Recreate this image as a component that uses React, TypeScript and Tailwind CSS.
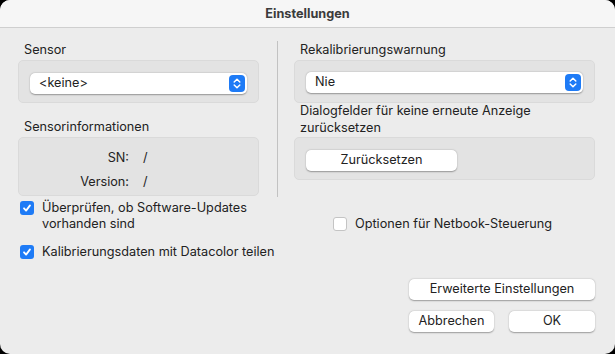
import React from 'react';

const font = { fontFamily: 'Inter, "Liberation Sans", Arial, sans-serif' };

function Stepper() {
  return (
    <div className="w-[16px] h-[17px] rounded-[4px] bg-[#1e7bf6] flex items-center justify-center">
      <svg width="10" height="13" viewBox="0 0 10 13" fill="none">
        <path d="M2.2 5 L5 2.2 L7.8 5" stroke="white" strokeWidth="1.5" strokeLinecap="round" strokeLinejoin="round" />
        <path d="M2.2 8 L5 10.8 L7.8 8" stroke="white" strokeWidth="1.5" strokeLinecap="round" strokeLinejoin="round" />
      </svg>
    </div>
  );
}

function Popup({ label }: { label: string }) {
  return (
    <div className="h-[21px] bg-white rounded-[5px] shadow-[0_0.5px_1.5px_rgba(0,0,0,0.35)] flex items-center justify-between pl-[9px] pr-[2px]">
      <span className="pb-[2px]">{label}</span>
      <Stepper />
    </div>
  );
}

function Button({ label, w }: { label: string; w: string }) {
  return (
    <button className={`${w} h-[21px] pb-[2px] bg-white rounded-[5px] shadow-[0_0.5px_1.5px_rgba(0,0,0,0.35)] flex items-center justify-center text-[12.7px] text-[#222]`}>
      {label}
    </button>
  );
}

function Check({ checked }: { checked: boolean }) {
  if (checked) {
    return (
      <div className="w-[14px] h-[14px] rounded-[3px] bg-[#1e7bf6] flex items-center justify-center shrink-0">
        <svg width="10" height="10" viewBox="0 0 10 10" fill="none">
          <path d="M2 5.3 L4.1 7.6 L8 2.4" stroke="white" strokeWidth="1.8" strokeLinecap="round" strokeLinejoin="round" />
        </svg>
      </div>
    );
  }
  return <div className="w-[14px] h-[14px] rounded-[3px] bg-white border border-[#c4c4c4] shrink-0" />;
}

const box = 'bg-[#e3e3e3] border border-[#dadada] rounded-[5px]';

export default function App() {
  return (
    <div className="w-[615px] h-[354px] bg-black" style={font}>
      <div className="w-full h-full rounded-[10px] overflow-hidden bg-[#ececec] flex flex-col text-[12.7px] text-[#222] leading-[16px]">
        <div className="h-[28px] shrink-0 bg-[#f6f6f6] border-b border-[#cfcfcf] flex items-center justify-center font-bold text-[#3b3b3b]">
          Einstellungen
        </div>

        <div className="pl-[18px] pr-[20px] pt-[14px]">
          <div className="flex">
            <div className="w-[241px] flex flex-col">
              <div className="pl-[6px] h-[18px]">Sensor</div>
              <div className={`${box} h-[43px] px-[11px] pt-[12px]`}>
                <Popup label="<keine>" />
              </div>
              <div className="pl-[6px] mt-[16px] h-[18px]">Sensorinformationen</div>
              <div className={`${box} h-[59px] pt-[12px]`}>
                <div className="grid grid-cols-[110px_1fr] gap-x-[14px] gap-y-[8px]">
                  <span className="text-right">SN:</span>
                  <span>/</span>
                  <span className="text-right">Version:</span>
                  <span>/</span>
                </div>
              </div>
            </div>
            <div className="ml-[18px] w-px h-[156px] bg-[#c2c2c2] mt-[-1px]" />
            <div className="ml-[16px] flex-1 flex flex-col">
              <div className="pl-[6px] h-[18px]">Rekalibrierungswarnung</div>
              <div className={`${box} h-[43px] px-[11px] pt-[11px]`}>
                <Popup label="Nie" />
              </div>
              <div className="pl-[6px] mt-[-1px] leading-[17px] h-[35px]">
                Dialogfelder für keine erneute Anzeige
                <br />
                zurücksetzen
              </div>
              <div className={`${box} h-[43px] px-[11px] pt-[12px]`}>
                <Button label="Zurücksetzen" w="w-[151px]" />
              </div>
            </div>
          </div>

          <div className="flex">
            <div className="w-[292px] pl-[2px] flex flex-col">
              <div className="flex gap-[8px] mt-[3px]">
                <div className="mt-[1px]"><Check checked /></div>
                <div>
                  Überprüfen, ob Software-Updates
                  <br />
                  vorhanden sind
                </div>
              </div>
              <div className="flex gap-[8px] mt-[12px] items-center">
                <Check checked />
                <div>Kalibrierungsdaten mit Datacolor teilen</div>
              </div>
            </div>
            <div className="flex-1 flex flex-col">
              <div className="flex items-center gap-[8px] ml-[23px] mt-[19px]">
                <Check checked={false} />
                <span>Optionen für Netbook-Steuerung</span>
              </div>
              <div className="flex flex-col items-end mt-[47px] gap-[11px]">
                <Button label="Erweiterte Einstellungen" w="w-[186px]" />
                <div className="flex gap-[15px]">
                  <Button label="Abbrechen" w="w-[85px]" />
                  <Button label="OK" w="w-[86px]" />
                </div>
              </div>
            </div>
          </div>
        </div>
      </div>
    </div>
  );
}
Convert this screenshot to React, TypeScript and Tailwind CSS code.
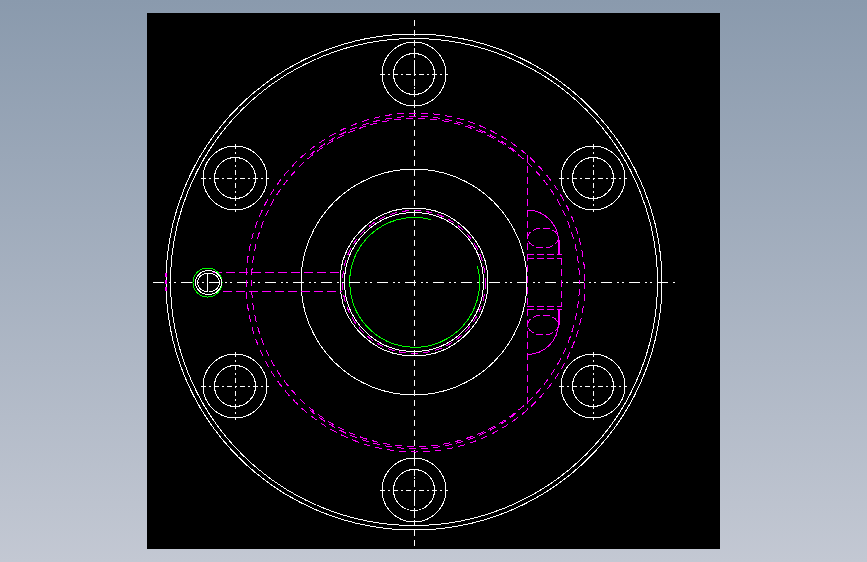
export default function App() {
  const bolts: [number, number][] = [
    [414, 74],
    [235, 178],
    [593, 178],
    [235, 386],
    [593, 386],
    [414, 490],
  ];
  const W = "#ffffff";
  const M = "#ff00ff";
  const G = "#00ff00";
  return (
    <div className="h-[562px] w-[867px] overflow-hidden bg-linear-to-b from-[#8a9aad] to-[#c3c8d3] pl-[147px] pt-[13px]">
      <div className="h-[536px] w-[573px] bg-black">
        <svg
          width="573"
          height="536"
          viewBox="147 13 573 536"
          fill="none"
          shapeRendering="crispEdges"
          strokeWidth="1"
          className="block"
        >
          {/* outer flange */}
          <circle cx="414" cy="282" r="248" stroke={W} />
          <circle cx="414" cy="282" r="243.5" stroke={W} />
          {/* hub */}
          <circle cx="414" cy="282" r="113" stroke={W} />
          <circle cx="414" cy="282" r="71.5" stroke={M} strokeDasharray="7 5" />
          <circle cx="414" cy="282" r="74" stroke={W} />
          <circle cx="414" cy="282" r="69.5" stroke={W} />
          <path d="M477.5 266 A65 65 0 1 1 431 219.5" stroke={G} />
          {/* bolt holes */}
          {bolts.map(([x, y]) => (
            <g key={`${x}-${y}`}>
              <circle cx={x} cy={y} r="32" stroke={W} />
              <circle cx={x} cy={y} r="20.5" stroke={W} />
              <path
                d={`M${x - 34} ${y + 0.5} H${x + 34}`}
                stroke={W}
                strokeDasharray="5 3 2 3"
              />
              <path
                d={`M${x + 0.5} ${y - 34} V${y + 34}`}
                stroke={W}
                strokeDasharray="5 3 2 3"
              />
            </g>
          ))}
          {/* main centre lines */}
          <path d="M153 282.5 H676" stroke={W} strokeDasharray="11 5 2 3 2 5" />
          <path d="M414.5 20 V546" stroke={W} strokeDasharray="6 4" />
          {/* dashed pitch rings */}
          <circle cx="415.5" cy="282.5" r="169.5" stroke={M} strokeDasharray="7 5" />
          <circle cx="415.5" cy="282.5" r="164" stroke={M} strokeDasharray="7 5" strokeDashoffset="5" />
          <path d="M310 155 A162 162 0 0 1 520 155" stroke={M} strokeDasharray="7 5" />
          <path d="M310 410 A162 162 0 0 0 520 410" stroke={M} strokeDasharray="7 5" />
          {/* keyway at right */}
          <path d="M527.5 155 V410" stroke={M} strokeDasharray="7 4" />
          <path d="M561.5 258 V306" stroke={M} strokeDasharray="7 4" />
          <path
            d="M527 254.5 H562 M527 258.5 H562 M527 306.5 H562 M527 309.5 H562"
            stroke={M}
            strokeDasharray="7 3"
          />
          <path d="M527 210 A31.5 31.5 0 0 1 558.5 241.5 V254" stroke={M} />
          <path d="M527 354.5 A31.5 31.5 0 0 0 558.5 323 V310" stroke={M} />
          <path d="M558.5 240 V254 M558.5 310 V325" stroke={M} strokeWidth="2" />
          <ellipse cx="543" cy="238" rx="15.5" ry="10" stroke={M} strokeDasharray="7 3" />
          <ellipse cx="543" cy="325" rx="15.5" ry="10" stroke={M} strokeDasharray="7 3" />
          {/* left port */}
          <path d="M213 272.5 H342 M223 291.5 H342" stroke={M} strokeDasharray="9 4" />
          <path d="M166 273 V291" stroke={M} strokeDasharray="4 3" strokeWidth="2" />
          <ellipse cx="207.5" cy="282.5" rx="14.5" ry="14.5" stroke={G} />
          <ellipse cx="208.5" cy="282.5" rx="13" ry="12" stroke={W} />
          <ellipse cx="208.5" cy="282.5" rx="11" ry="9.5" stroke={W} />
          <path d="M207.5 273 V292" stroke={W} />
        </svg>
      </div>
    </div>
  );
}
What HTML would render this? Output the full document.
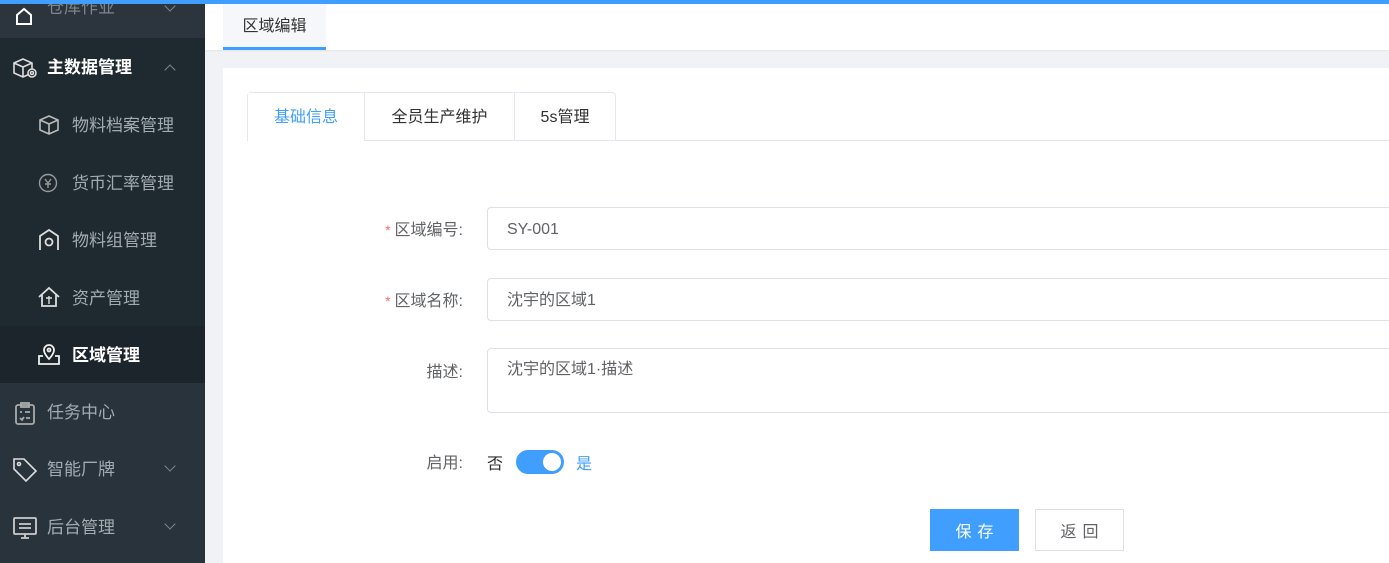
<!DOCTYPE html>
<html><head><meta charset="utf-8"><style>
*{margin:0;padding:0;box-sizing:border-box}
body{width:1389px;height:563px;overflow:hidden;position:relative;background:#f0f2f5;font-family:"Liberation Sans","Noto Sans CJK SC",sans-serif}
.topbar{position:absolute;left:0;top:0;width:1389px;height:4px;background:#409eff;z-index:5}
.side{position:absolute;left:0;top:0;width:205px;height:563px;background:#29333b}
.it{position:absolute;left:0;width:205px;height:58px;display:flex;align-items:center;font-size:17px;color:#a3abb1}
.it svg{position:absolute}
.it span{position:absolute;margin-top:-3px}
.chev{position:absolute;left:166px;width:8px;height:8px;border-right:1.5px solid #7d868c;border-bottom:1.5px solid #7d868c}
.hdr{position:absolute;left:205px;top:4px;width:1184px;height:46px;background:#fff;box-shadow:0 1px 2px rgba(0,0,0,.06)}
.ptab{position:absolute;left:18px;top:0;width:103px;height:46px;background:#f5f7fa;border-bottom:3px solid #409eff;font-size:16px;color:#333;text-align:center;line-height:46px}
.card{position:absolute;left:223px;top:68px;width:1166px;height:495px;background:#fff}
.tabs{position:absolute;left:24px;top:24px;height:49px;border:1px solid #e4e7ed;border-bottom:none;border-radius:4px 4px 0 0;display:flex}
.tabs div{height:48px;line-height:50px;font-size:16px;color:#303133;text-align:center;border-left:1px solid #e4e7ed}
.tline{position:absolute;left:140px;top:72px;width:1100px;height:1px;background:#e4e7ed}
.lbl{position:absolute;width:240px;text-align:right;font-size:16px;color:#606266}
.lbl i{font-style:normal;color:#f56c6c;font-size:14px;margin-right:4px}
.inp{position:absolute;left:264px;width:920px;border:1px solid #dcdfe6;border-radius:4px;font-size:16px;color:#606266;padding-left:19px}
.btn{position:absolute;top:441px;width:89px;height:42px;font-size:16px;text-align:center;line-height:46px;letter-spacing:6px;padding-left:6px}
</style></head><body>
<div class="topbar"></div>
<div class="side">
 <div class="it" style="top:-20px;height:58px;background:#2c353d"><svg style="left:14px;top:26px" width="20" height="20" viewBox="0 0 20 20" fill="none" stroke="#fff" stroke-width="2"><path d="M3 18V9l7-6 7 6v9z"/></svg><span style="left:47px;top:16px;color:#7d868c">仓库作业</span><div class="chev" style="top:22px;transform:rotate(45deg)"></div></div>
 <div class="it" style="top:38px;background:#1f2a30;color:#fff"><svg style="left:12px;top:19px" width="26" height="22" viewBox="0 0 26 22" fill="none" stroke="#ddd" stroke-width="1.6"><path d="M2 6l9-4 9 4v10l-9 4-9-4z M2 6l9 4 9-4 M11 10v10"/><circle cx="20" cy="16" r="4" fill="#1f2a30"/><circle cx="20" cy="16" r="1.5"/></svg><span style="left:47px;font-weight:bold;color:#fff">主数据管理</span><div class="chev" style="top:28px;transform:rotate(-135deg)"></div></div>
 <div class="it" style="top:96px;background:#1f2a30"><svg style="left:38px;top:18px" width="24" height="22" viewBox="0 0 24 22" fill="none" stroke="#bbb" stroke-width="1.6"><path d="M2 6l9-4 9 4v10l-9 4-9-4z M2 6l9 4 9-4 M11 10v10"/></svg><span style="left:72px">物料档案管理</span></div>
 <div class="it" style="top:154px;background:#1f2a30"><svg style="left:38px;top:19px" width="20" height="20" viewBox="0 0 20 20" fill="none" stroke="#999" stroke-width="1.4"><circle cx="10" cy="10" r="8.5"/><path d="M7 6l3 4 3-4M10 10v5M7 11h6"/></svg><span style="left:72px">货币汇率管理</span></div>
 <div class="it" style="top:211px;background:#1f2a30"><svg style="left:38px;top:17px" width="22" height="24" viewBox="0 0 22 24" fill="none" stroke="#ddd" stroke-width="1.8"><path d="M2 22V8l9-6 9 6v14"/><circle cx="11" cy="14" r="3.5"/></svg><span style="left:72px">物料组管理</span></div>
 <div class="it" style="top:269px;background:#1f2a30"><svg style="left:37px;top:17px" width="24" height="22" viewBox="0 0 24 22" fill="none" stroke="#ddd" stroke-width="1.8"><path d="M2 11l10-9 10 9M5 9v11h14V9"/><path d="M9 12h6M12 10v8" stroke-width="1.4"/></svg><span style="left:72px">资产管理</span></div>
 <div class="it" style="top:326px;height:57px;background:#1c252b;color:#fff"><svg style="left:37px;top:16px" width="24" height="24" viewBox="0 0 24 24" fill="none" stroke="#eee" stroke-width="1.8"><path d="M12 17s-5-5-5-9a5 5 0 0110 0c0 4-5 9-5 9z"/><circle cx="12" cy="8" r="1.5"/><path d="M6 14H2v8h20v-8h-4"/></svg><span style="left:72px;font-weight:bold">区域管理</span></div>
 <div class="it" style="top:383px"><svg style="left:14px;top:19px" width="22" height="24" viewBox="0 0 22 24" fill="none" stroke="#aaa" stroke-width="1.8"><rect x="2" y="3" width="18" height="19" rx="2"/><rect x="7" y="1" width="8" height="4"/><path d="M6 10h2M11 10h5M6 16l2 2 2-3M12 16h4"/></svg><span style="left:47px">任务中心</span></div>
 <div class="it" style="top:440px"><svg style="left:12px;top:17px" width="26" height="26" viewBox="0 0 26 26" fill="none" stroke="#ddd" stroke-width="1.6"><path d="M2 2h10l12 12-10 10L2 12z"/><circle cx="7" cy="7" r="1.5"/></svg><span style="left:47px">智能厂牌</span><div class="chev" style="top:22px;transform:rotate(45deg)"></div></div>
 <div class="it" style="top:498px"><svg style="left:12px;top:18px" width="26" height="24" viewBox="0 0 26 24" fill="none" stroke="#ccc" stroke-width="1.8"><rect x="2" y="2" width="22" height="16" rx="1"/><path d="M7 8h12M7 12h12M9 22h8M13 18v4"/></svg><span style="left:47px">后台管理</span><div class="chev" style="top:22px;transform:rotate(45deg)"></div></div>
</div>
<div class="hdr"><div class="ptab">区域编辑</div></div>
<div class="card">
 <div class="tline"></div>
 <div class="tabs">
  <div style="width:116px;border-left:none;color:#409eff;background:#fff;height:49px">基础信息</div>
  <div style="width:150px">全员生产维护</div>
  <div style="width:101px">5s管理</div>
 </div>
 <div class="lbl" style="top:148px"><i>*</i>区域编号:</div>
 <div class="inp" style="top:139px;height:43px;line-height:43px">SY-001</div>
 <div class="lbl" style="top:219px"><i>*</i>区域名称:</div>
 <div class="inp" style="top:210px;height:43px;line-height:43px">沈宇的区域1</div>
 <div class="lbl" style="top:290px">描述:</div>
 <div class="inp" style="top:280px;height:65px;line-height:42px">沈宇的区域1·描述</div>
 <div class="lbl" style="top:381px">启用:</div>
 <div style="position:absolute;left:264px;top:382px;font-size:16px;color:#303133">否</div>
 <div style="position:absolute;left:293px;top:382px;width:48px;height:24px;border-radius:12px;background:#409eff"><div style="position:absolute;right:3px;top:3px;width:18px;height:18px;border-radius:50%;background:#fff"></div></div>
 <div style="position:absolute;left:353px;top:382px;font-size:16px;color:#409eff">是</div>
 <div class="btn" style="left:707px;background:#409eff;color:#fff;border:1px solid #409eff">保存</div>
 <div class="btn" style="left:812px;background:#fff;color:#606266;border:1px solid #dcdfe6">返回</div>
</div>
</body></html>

Work to be completed:
List every line above that holds the word "full".

Solved problem:
      <div className="w-full h-full rounded-[10px] overflow-hidden bg-[#ececec] flex flex-col text-[12.7px] text-[#222] leading-[16px]">
What HTML would render this? Output the full document.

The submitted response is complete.